Christianity Has a Word for This

Scripture calls it:

  • Being adopted into a new family (Romans 8:15)

  • Learning to “abide” (John 15:4)

  • Resting in the Good Shepherd (Psalm 23)

  • Becoming “rooted and grounded in love” (Ephesians 3:17)

Sanctification isn’t just moral improvement —
it’s nervous system rehabilitation in the presence of Christ.

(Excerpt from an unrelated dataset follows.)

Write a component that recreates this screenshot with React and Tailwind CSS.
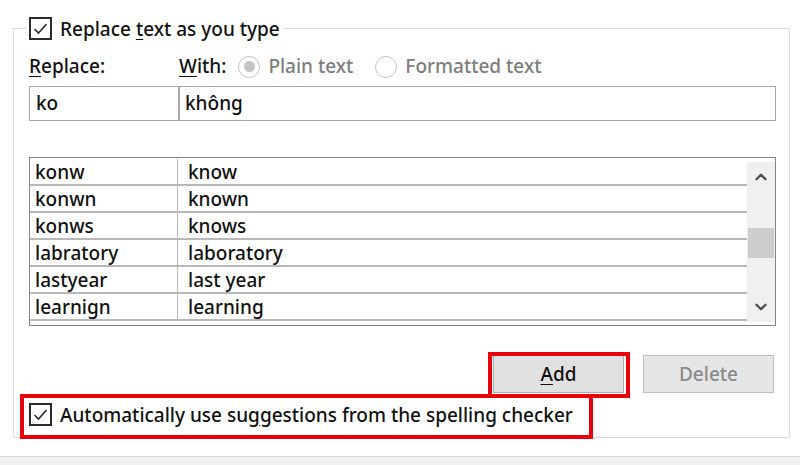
import { ChevronUp, ChevronDown } from "lucide-react";

const rows = [
  ["konw", "know"],
  ["konwn", "known"],
  ["konws", "knows"],
  ["labratory", "laboratory"],
  ["lastyear", "last year"],
  ["learnign", "learning"],
];

function CheckBox() {
  return (
    <span className="flex h-[23px] w-[23px] shrink-0 items-center justify-center border-2 border-[#2b2b2b] bg-white">
      <svg width="17" height="17" viewBox="0 0 17 17" fill="none">
        <path d="M2.5 9 L6.5 13 L14.5 4" stroke="#2b2b2b" strokeWidth="1.6" />
      </svg>
    </span>
  );
}

function Radio({ checked }) {
  return (
    <span className="flex h-[22px] w-[22px] items-center justify-center rounded-full border-[1.5px] border-[#c4c4c4] bg-white">
      {checked && <span className="h-[11px] w-[11px] rounded-full bg-[#c4c4c4]" />}
    </span>
  );
}

export default function App() {
  return (
    <div className="relative h-[465px] w-[800px] overflow-hidden bg-white text-[19px] font-medium text-[#111] font-['Noto_Sans',sans-serif]">
      <fieldset className="ml-[13px] mt-[16px] w-[777px] border border-[#dcdcdc]">
        <legend className="ml-[12px] flex h-[24px] items-center gap-[8px] bg-white px-[3px] leading-[22px]">
          <CheckBox />
          <span className="pt-[2px]">
            Replace <span className="underline underline-offset-[3px]">t</span>ext as you type
          </span>
        </legend>

        <div className="pb-[11px] pl-[15px] pr-[13px]">
          <div className="mt-[15px] flex h-[23px] items-center">
            <span className="w-[150px]">
              <span className="underline underline-offset-[3px]">R</span>eplace:
            </span>
            <span className="mr-[12px]">
              <span className="underline underline-offset-[3px]">W</span>ith:
            </span>
            <div className="flex items-center gap-[8px] text-[#7d7d7d]">
              <Radio checked />
              <span className="mr-[14px]">Plain text</span>
              <Radio />
              <span>Formatted text</span>
            </div>
          </div>

          <div className="mt-[8px] flex h-[35px]">
            <div className="flex w-[150px] items-center border border-[#a8a8a8] px-[6px]">ko</div>
            <div className="flex flex-1 items-center border border-[#a8a8a8] px-[5px]">không</div>
          </div>

          <div className="mt-[36px] flex h-[169px] border border-[#858585] pb-[3px]">
            <div className="flex-1 pt-[1px]">
              {rows.map(([a, b]) => (
                <div key={a} className="flex h-[27px] border-b-2 border-[#b8b8b8]">
                  <div className="flex w-[148px] items-center border-r border-[#b8b8b8] pl-[5px] pt-[1px]">{a}</div>
                  <div className="flex items-center pl-[10px] pt-[1px]">{b}</div>
                </div>
              ))}
            </div>
            <div className="mt-[4px] flex w-[28px] flex-col items-center justify-between bg-[#f0f0f0] py-[6px]">
              <ChevronUp size={18} strokeWidth={3.2} className="text-[#505050]" />
              <div className="mt-[2px] h-[30px] w-[26px] bg-[#cdcdcd]" />
              <ChevronDown size={18} strokeWidth={3.2} className="text-[#505050]" />
            </div>
          </div>

          <div className="mt-[29px] flex justify-end gap-[19px] pr-[2px]">
            <button className="h-[38px] w-[131px] border border-[#adadad] bg-[#e1e1e1]">
              <span className="underline underline-offset-[3px]">A</span>dd
            </button>
            <button className="h-[38px] w-[131px] border border-[#bfbfbf] bg-[#e6e6e6] text-[#8a8a8a]">Delete</button>
          </div>

          <div className="mt-[10px] flex h-[23px] items-center gap-[8px]">
            <CheckBox />
            <span className="pt-[2px]">
              Automatically use su<span className="underline underline-offset-[3px]">g</span>gestions from the spelling checker
            </span>
          </div>
        </div>
      </fieldset>

      <div className="mt-[18px] h-[20px] border-t border-[#dadada] bg-[#f0f0f0]" />

      <div className="absolute left-[488px] top-[352px] h-[46px] w-[142px] border-4 border-[#e8000b]" />
      <div className="absolute left-[20px] top-[394px] h-[45px] w-[573px] border-4 border-[#e8000b]" />
    </div>
  );
}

Good News for the Restless

Just like kids can develop earned secure attachment later in life,
you can develop earned secure attachment with God.

In plain language:

You can learn to rest in God.

You can train your nervous system to:

  • Feel safe in God’s presence

  • Receive instead of perform

  • Stay still without panicking

  • Let yourself be loved

  • Trust that you're held instead of abandoned

This is spiritual growth.
And it’s emotional maturity.
And it’s healing.

They’re all the same thing.

Where to Begin

Start small:

  • 3 minutes of stillness a day

  • Breathe slowly: “Jesus, I am here. You are with me.”

  • Put your hands open on your lap

  • Expect it to feel awkward

  • Don’t judge — just observe

  • Let God be the calm nervous system you borrow

Because sometimes faith sounds like:

“Lord, teach my body how to rest in You.”

Not just, “Teach my mind to pray.”

The ultimate tool here is your breath - a tool that all of us attempting to rewire our brains for rest and calm MUST integrate into daily practice. We wrote about the power of breath and provided practical tools and exercises here. Read it and start working your breath.

Final Thought

If prayer is hard for you, it doesn’t mean your faith is weak.

It might mean your attachment system is wounded — and Jesus is gently rebuilding it.

So next time your brain feels like a chaotic toddler during prayer?

Smile and remember:

You’re not failing.
You’re healing.

And God isn’t annoyed —
He’s proud you're learning to let Him hold you.